**WHAT IS ASKED**
Scan the listing below and copy every line holding "this".

**EXTRACTED MATERIAL**
=-=-=-=-=
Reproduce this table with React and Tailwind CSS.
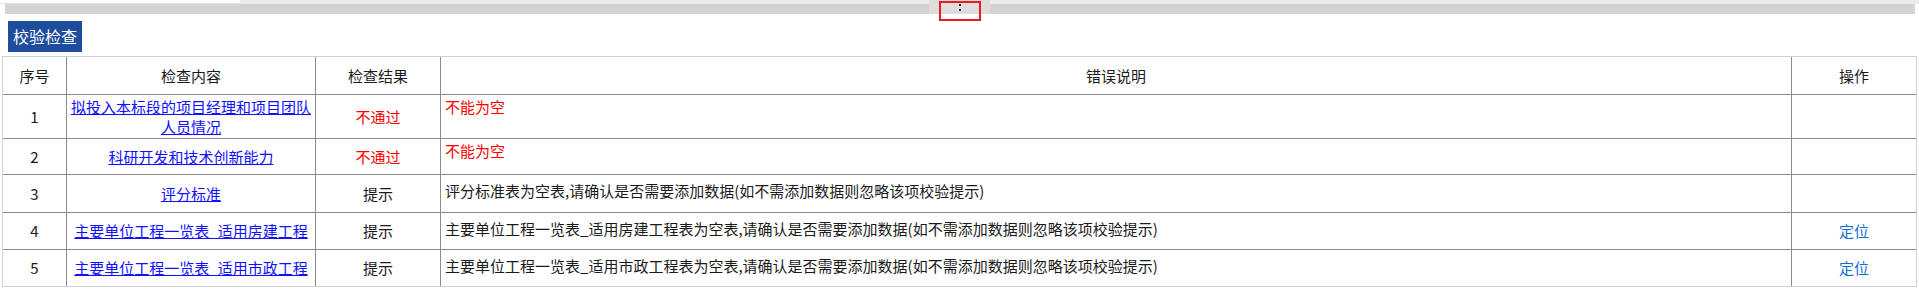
import React from "react";

const rows = [
  {
    no: 1,
    name: ["拟投入本标段的项目经理和项目团队", "人员情况"],
    result: "不通过",
    error: "不能为空",
    h: "h-[44px]",
  },
  { no: 2, name: ["科研开发和技术创新能力"], result: "不通过", error: "不能为空", h: "h-[36px]" },
  {
    no: 3,
    name: ["评分标准"],
    result: "提示",
    msg: "评分标准表为空表,请确认是否需要添加数据(如不需添加数据则忽略该项校验提示)",
    h: "h-[38px]",
  },
  {
    no: 4,
    name: ["主要单位工程一览表_适用房建工程"],
    result: "提示",
    msg: "主要单位工程一览表_适用房建工程表为空表,请确认是否需要添加数据(如不需添加数据则忽略该项校验提示)",
    locate: true,
    h: "h-[37px]",
  },
  {
    no: 5,
    name: ["主要单位工程一览表_适用市政工程"],
    result: "提示",
    msg: "主要单位工程一览表_适用市政工程表为空表,请确认是否需要添加数据(如不需添加数据则忽略该项校验提示)",
    locate: true,
    h: "h-[37px]",
  },
];

const cell = "border-t border-l border-t-[#8c8c8c] border-l-[#8c8c8c] px-1 py-0";

function App() {
  return (
    <div className="w-[1919px] h-[289px] bg-white overflow-hidden font-['Noto_Sans_CJK_SC','Microsoft_YaHei',sans-serif] text-[15px] leading-[20px] text-[#1a1a1a]">
      {/* splitter bar */}
      <div className="relative h-[21px]">
        <div className="flex h-[4px]">
          <div className="w-[240px] bg-white border-b border-[#e4e4e4]" />
          <div className="flex-1 bg-[#ebebeb]" />
        </div>
        <div className="ml-[5px] mr-[4px] h-[10px] bg-[#d3d3d3]" />
        <div className="absolute left-[929px] top-0 w-[61px] h-[14px] bg-[#dddddd] flex flex-col items-center justify-center gap-[3px] pt-[1px]">
          <span className="block w-[2px] h-[2px] bg-[#333]" />
          <span className="block w-[2px] h-[2px] bg-[#333]" />
        </div>
        <div className="absolute left-[939px] top-[1px] w-[42px] h-[20px] border-2 border-[#f01a1a]" />
      </div>

      <div className="ml-[8px] inline-block bg-[#1e4d9d] text-white text-[16px] leading-[31px] h-[31px] px-[5px]">
        校验检查
      </div>

      <table className="ml-[2px] mt-[4px] w-[1915px] table-fixed border-separate border-spacing-0 border border-[#d2d2d2]">
        <colgroup>
          <col className="w-[63px]" />
          <col className="w-[249px]" />
          <col className="w-[125px]" />
          <col className="w-[1351px]" />
          <col className="w-[125px]" />
        </colgroup>
        <thead>
          <tr className="h-[37px]">
            <th className="font-normal text-center px-1">序号</th>
            <th className="font-normal text-center px-1 border-l border-[#8c8c8c]">检查内容</th>
            <th className="font-normal text-center px-1 border-l border-[#8c8c8c]">检查结果</th>
            <th className="font-normal text-center px-1 border-l border-[#8c8c8c]">错误说明</th>
            <th className="font-normal text-center px-1 border-l border-[#8c8c8c]">操作</th>
          </tr>
        </thead>
        <tbody>
          {rows.map((row) => (
            <tr key={row.no} className={row.h}>
              <td className="border-t border-t-[#8c8c8c] text-center align-middle">{row.no}</td>
              <td className={`${cell} text-center align-middle`}>
                <a href="#" className="text-[#1010ff] underline">
                  {row.name.map((n, i) => (
                    <React.Fragment key={i}>
                      {i > 0 && <br />}
                      {n}
                    </React.Fragment>
                  ))}
                </a>
              </td>
              <td
                className={`${cell} text-center align-middle ${
                  row.result === "不通过" ? "text-[#ff0000]" : ""
                }`}
              >
                {row.result}
              </td>
              <td className={`${cell} align-top text-left`}>
                {row.error ? (
                  <div className="pt-[2px] text-[#ff0000]">{row.error}</div>
                ) : (
                  <div className="pt-[6px]">{row.msg}</div>
                )}
              </td>
              <td className={`${cell} text-center align-middle`}>
                {row.locate && (
                  <span className="text-[#0f6fd6] cursor-pointer">定位</span>
                )}
              </td>
            </tr>
          ))}
        </tbody>
      </table>
    </div>
  );
}

export default App;
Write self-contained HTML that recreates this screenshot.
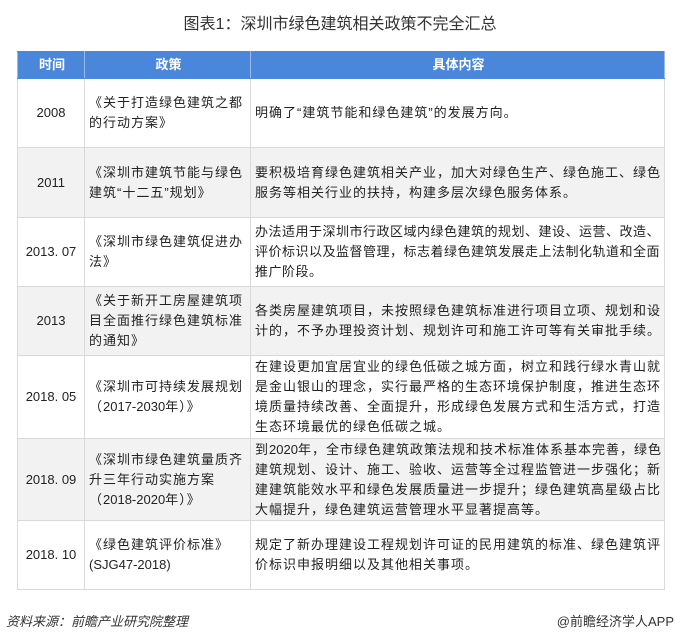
=-=-=-=-=
**FINISHED TASK**
Reproduce this table with React and Tailwind CSS.
Write self-contained HTML that recreates this screenshot.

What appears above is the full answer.